Siamo sicuri che gli incentivi alla rottamazione secondo l’attuale schema siano un fattore positivo? Se ci rifacciamo a qualche piccola suggestione della teoria microeconomica, qualche dubbio potrebbe essere legittimo.
Innanzitutto ridurre il prezzo tout court ne accresce semplicemente la domanda. Ma lo fa riducendo comunque la domanda futura, senza nessuna strutturalità in quanto il sussidio è temporaneo. Questo aumento di domanda si ripercuoterebbe, poi, negativamente sugli altri beni simili (beni durevoli) perché il portafoglio di ognuno di noi non è infinito e l’acquisto di nuove automobili inibirebbe il mercato, ad esempio, di elettrodomestici. Il calo dell’acquisto di altri beni porterebbe inoltre al minor introito di gettito fiscali di questi prodotti, mettendo in discussione che la manovra sulle auto sarebbe a costo zero per lo Stato. Inoltre gli altri settori rivendicherebbero, con una certa ragione, uguali aiuti dallo stato.
Ma soprattutto si colpirebbe veramente l’efficienza vera dell’uso delle risorse impiegate dalla comunità. In sostanza il prezzo pagato da chi compra quel tipo di merce, risulterà minore del costo che la società, nel suo insieme, spende per produrlo. E seguendo l’economia ambientale anche successivamente per smaltirlo. Dato inoltre che verranno prodotti e venduti “sottocosto” molti più prodotti, questa inefficienza nell’impiego delle risorse si moltiplica ed aggrava rispetto ad una situazione standard.
Meno che mai, gli incentivi alla rottamazione, anche mettendo in circolazione nuove automobili con standard di emissione ridotte, aiuta nella guerra che gli amministratori locali si trovano a combattere per la riduzione dello smog.
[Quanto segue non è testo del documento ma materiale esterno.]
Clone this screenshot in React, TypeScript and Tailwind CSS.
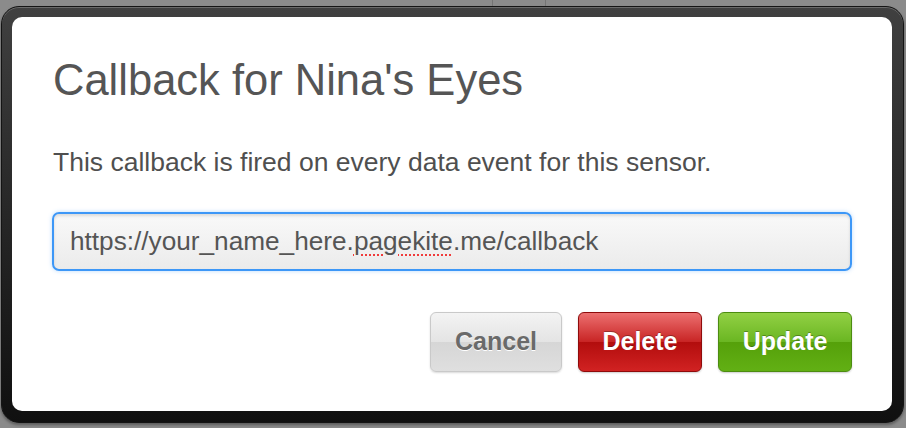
export default function App() {
  return (
    <div className="w-[906px] h-[428px] bg-[#8b8b8b] overflow-hidden font-['Liberation_Sans',Arial,sans-serif]">
      {/* window strip behind the sheet */}
      <div className="flex h-[6px]">
        <div className="w-[492px]" />
        <div className="w-[54px] border-x border-[#747474]" />
      </div>

      {/* dark sheet frame */}
      <div className="ml-[1px] w-[903px] h-[417px] rounded-[18px] border border-[#141414] bg-gradient-to-b from-[#404040] to-[#101010] shadow-[inset_0_1px_0_#6a6a6a,0_2px_3px_rgba(0,0,0,0.35)] p-[10px]">
        <div className="w-[880px] h-[394px] rounded-[10px] bg-white flex flex-col px-10 pt-[42px]">
          <h1 className="ml-px text-[43.5px] leading-[43.5px] font-normal text-[#555555]">
            Callback for Nina's Eyes
          </h1>

          <p className="ml-px mt-[46px] text-[26.5px] leading-[26.5px] text-[#4f4f4f]">
            This callback is fired on every data event for this sensor.
          </p>

          <div className="mt-[37px] h-[59px] rounded-[7px] border-2 border-[#3d97f7] bg-gradient-to-b from-[#f9f9f9] to-[#ebebeb] shadow-[inset_0_2px_3px_rgba(0,0,0,0.12),0_0_4px_rgba(61,151,247,0.35)] flex items-center px-4">
            <span className="text-[26.2px] text-[#555555] whitespace-nowrap">
              https://your_name_here.
              <span className="underline decoration-dotted decoration-[#f03a3a] decoration-2 underline-offset-[5px]">pagekite</span>
              .me/callback
            </span>
          </div>

          <div className="mt-[41px] flex justify-end gap-4">
            <button className="w-[132px] h-[60px] rounded-[6px] border border-[#c9c9c9] bg-[linear-gradient(to_bottom,#f3f3f3_0%,#e4e4e4_50%,#d6d6d6_50%,#dfdfdf_100%)] shadow-[0_1px_2px_rgba(0,0,0,0.15)] text-[25px] font-bold text-[#6a6a6a] [text-shadow:0_1px_0_#ffffff]">
              Cancel
            </button>
            <button className="w-[124px] h-[60px] rounded-[6px] border border-[#8f0b0b] bg-[linear-gradient(to_bottom,#ec7070_0%,#c82424_50%,#b20d0d_50%,#d12222_100%)] shadow-[0_1px_2px_rgba(0,0,0,0.2)] text-[25px] font-bold text-white [text-shadow:0_-1px_0_rgba(0,0,0,0.3)]">
              Delete
            </button>
            <button className="w-[134px] h-[60px] rounded-[6px] border border-[#4c8c10] bg-[linear-gradient(to_bottom,#92d044_0%,#6ab622_50%,#55a00a_50%,#62b014_100%)] shadow-[0_1px_2px_rgba(0,0,0,0.2)] text-[25px] font-bold text-white [text-shadow:0_-1px_0_rgba(0,0,0,0.3)]">
              Update
            </button>
          </div>
        </div>
      </div>
    </div>
  );
}
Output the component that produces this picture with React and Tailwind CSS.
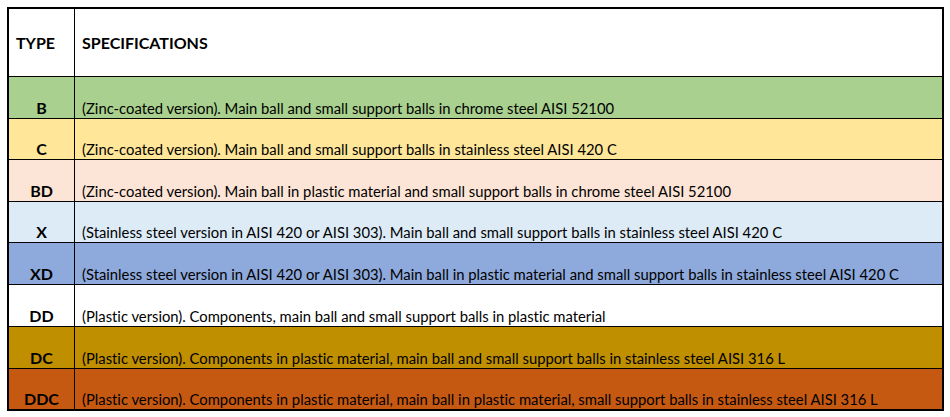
import React from 'react';

const rows = [
  { type: 'B', bg: 'bg-[#a9d08e]', h: 'h-[42px]', text: '(Zinc-coated version). Main ball and small support balls in chrome steel AISI 52100' },
  { type: 'C', bg: 'bg-[#ffe699]', h: 'h-[41px]', text: '(Zinc-coated version). Main ball and small support balls in stainless steel AISI 420 C' },
  { type: 'BD', bg: 'bg-[#fce4d6]', h: 'h-[42px]', text: '(Zinc-coated version). Main ball in plastic material and small support balls in chrome steel AISI 52100' },
  { type: 'X', bg: 'bg-[#ddebf7]', h: 'h-[41px]', text: '(Stainless steel version in AISI 420 or AISI 303). Main ball and small support balls in stainless steel AISI 420 C' },
  { type: 'XD', bg: 'bg-[#8ea9db]', h: 'h-[42px]', text: '(Stainless steel version in AISI 420 or AISI 303). Main ball in plastic material and small support balls in stainless steel AISI 420 C' },
  { type: 'DD', bg: 'bg-white', h: 'h-[42px]', text: '(Plastic version). Components, main ball and small support balls in plastic material' },
  { type: 'DC', bg: 'bg-[#bf8f00]', h: 'h-[42px]', text: '(Plastic version). Components in plastic material, main ball and small support balls in stainless steel AISI 316 L' },
  { type: 'DDC', bg: 'bg-[#c65911]', h: 'h-[41px]', text: '(Plastic version). Components in plastic material, main ball in plastic material, small support balls in stainless steel AISI 316 L' },
];

export default function App() {
  return (
    <div className="w-[950px] h-[417px] bg-white pt-[7px] pl-[7px] font-['Lato',sans-serif] text-[14.8px] text-black [font-variant-ligatures:none]">
      <div className="w-[937px] border-2 border-black">
        {/* header */}
        <div className="flex h-[67px]">
          <div className="w-[66px] shrink-0 border-r border-black flex items-center pl-[7px] font-bold text-[16px]">TYPE</div>
          <div className="flex-1 min-w-0 flex items-center pl-[7px] font-bold text-[16px]">SPECIFICATIONS</div>
        </div>
        {rows.map((r) => (
          <div key={r.type} className={`flex border-t border-black ${r.h} ${r.bg}`}>
            <div className="w-[66px] shrink-0 border-r border-black flex items-end justify-center pb-[1px] leading-[18px] font-bold text-[16px]">
              {r.type}
            </div>
            <div className="flex-1 min-w-0 flex items-end pl-[7px] pb-[1px] leading-[18px] whitespace-nowrap overflow-hidden">
              {r.text}
            </div>
          </div>
        ))}
      </div>
    </div>
  );
}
Come più estesamente indicato in un precedente post, “la riduzione di emissioni guadagnata per ogni singola vettura viene abbondantemente compensata dagli oltre 5 km pro capite in più percorsi ogni giorno e dalla continua crescita del parco auto in Italia che continua a gonfiarsi con oltre 200 mila macchine l’anno”.
Se comunque si devono prevedere misure di incentivo/disincentivo, si possono prendere in considerazione alcune idee e sperimentazioni ancora poco conosciute (California, Ontario ecc.) che avevamo precedentemente segnalato.
Un efficace strumento che impiega la leva economica e che non si discosterebbe come costi rispetto alla rottamazione, potrebbe essere quello della tassa/sconto. In sostanza al momento dell’acquisto di una autovettura, il cliente dovrebbe pagare una tassa oppure ottenere uno sconto, entrambi di entità variabile, a seconda di quanto il veicolo comprato sia efficiente. Secondo alcune esperienze in sostanza le tasse compenserebbero i rimborsi (Hawken, Lovins:capitalismo naturale 2007). Se si volesse raffinare ancora meglio questa strategia si potrebbe calcolare l’importo della tassa/sconto in base a quanto la nuova auto è più efficiente rispetto al veicolo precedentemente posseduto, che deve comunque essere demolito e non rivenduto. A margine la modifica della stessa imposta provinciale (IPT) sulle nuove immatricolazioni potrebbe rappresentare la tassa da rivedere secondo questi nuovi criteri. Il meccanismo favorirebbe la concorrenzialità, premiando i produttori di auto efficienti e stimolandone maggiormente la ricerca e commercializzazione di veicoli sempre meno inquinanti. Non da ultimo questo nuovo meccanismo di incentivo produrrebbe un’occupazione dell’industria qualitativamente migliore, anche mantenendo l’attuale forza quantitativa.